■ **Dataset extract**
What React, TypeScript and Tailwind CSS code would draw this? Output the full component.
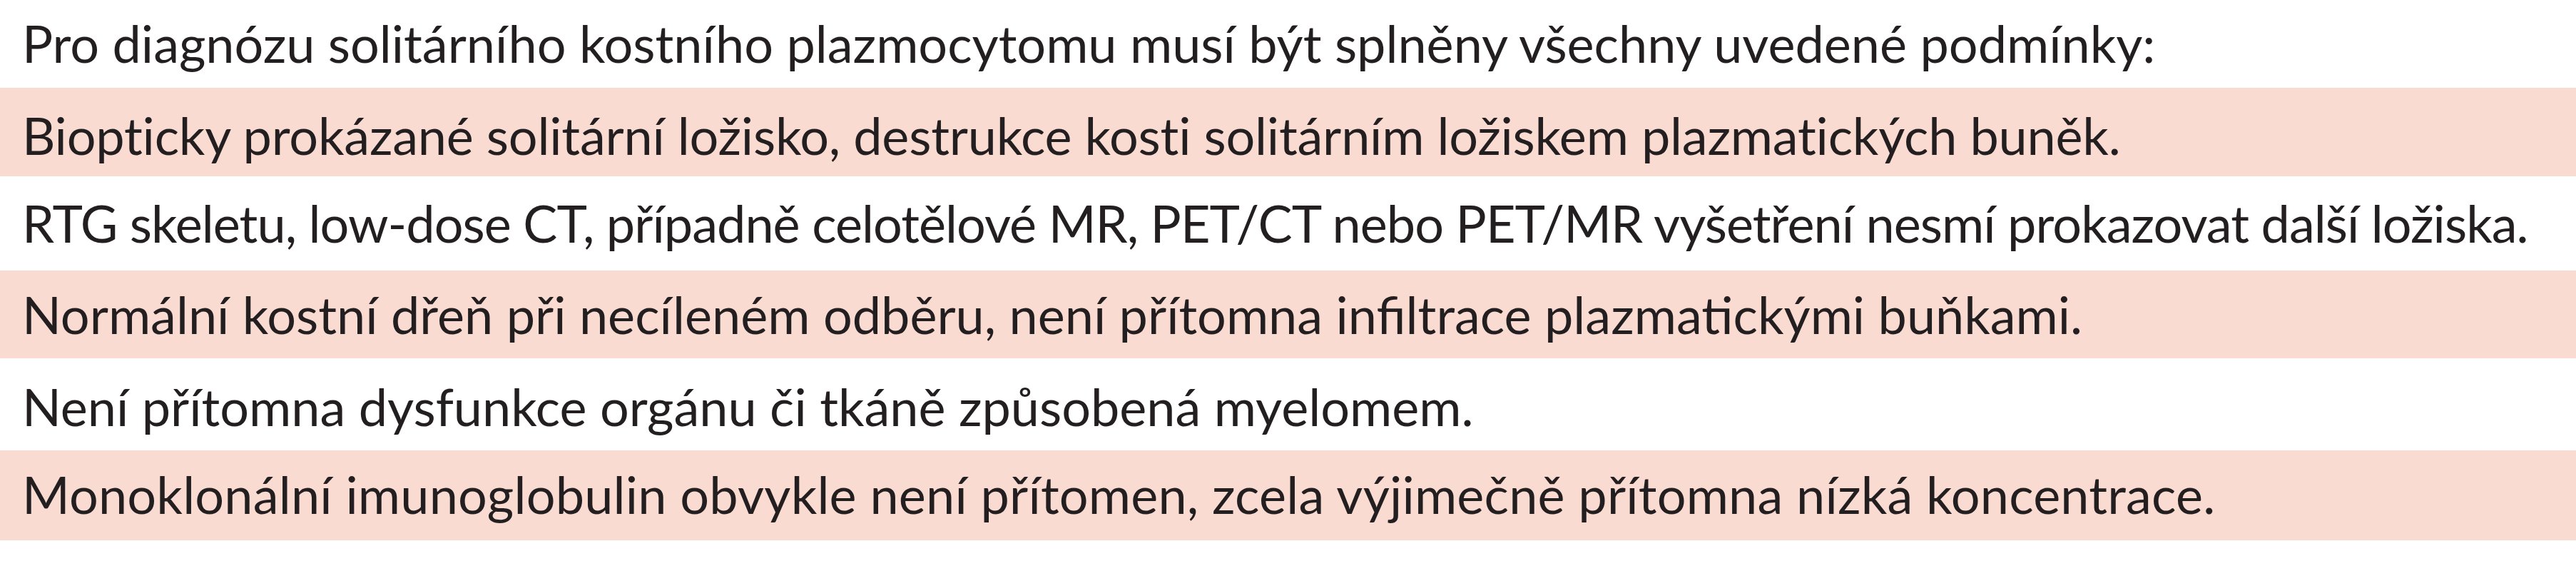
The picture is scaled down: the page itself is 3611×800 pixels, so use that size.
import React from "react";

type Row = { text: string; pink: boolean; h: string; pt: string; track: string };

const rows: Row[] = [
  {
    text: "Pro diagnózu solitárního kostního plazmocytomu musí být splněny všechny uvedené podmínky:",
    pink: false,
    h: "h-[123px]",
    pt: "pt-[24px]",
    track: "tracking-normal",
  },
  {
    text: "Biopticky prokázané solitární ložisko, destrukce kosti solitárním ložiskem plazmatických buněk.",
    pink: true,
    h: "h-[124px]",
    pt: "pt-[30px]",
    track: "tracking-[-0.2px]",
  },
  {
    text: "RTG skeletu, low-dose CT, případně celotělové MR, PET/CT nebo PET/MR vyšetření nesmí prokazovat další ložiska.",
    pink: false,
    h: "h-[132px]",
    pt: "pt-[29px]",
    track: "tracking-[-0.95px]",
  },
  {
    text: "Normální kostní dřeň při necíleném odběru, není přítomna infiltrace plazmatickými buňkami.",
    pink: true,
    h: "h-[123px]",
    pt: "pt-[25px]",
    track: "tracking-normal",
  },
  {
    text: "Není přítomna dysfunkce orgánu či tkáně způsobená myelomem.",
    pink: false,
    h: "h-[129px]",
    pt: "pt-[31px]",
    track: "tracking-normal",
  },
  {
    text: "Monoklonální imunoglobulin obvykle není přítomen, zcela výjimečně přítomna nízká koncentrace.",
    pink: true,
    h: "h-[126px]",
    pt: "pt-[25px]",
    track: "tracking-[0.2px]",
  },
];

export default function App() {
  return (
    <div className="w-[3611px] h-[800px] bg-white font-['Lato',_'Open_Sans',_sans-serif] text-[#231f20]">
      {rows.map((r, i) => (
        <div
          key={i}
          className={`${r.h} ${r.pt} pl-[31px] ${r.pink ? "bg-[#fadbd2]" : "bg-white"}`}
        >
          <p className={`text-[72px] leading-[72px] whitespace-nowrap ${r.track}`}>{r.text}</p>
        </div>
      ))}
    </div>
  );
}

==

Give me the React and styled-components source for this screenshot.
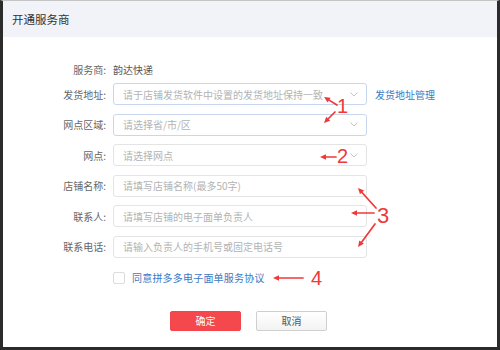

...

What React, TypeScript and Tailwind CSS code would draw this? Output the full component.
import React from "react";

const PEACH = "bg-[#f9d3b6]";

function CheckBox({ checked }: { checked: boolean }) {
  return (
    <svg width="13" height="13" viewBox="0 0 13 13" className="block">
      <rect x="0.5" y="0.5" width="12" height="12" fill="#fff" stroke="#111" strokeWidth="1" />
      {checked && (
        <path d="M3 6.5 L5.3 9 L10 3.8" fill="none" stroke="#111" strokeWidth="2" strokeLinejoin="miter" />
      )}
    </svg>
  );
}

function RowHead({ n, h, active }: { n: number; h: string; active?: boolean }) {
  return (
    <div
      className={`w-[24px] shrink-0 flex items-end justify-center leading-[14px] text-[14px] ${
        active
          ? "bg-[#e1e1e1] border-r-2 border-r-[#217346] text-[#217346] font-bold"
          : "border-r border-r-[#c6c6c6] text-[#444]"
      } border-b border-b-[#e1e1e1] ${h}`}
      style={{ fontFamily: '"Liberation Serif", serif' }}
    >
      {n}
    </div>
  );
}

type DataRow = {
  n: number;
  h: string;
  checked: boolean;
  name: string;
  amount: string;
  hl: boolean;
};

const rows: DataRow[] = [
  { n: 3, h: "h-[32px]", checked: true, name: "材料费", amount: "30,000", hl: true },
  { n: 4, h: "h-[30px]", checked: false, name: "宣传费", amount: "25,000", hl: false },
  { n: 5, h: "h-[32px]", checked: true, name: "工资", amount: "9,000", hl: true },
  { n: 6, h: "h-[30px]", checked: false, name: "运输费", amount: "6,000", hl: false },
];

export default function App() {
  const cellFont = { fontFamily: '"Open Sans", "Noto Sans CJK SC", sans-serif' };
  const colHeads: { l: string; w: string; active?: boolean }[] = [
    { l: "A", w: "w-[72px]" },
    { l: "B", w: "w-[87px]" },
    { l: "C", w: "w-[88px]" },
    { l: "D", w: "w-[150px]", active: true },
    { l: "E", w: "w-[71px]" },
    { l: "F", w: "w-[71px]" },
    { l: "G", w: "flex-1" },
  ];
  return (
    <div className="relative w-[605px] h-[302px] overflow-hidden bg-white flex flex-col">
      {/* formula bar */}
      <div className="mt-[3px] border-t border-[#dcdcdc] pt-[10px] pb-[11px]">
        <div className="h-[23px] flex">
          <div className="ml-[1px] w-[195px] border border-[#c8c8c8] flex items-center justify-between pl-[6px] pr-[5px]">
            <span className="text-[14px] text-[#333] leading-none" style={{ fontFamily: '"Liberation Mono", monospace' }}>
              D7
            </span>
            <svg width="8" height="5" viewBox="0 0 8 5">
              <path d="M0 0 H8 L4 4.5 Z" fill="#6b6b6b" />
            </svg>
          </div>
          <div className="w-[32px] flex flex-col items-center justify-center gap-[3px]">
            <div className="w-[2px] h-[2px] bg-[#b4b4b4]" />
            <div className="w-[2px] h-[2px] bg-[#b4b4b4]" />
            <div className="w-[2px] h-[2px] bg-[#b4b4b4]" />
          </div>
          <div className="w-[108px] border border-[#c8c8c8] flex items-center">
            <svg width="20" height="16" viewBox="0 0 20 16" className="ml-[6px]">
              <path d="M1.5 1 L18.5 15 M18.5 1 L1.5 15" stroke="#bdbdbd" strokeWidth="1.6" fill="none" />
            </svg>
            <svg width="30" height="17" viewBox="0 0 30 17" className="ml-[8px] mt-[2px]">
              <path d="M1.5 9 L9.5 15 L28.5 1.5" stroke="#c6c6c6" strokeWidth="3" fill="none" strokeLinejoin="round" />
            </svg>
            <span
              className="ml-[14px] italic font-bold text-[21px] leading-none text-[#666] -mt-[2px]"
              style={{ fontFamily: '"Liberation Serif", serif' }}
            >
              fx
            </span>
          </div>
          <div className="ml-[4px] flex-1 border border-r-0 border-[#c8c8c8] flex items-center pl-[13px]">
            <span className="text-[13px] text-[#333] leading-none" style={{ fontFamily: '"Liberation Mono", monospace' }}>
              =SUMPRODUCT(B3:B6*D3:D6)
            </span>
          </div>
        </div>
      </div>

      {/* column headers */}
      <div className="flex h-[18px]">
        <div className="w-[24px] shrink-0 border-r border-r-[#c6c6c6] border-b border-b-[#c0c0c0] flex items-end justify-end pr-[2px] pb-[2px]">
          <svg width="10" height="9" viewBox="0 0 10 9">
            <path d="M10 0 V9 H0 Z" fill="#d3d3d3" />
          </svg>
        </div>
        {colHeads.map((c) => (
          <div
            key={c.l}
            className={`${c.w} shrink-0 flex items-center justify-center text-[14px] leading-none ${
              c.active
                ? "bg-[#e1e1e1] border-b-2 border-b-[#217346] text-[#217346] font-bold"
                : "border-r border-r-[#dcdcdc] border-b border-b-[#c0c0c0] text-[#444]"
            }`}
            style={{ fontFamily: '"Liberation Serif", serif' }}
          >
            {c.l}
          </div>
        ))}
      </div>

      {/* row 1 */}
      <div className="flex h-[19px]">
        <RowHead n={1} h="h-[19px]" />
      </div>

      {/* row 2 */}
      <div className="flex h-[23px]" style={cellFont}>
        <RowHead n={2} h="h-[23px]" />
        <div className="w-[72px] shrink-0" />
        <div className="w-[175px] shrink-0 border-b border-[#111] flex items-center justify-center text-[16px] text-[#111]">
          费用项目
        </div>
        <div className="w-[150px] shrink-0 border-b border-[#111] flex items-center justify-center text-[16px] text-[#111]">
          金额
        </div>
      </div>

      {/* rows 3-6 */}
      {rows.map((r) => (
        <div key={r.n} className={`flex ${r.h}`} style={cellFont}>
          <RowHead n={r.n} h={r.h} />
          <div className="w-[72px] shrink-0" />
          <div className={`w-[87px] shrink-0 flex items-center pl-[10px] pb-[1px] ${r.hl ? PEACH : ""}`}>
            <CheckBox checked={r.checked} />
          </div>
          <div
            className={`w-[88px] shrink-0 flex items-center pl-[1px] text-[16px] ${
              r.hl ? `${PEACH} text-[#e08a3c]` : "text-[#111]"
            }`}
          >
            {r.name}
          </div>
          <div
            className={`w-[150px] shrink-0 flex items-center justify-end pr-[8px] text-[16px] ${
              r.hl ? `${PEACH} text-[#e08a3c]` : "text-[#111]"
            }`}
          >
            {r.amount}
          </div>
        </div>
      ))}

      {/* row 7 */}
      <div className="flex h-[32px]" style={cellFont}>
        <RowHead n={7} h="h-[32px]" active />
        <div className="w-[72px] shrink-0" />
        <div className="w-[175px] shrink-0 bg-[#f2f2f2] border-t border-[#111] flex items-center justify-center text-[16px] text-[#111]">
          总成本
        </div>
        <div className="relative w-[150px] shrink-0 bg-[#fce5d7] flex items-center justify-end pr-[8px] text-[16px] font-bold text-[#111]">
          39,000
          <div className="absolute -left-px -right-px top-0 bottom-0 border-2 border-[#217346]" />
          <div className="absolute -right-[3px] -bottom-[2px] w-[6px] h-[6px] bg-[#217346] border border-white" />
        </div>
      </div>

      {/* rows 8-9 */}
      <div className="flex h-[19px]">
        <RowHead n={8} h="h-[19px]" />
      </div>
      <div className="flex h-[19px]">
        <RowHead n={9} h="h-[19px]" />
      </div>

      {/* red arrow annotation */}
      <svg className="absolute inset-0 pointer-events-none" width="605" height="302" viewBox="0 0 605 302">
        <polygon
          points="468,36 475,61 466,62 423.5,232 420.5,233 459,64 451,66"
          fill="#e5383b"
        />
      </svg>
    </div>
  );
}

■ **Goal of the exercise**
Repeat these lines exactly and nothing more: the one containing "The picture is", the one containing "string; pink: boolean;", and all the lines between.

■ **Task response**
The picture is scaled down: the page itself is 3611×800 pixels, so use that size.
import React from "react";

type Row = { text: string; pink: boolean; h: string; pt: string; track: string };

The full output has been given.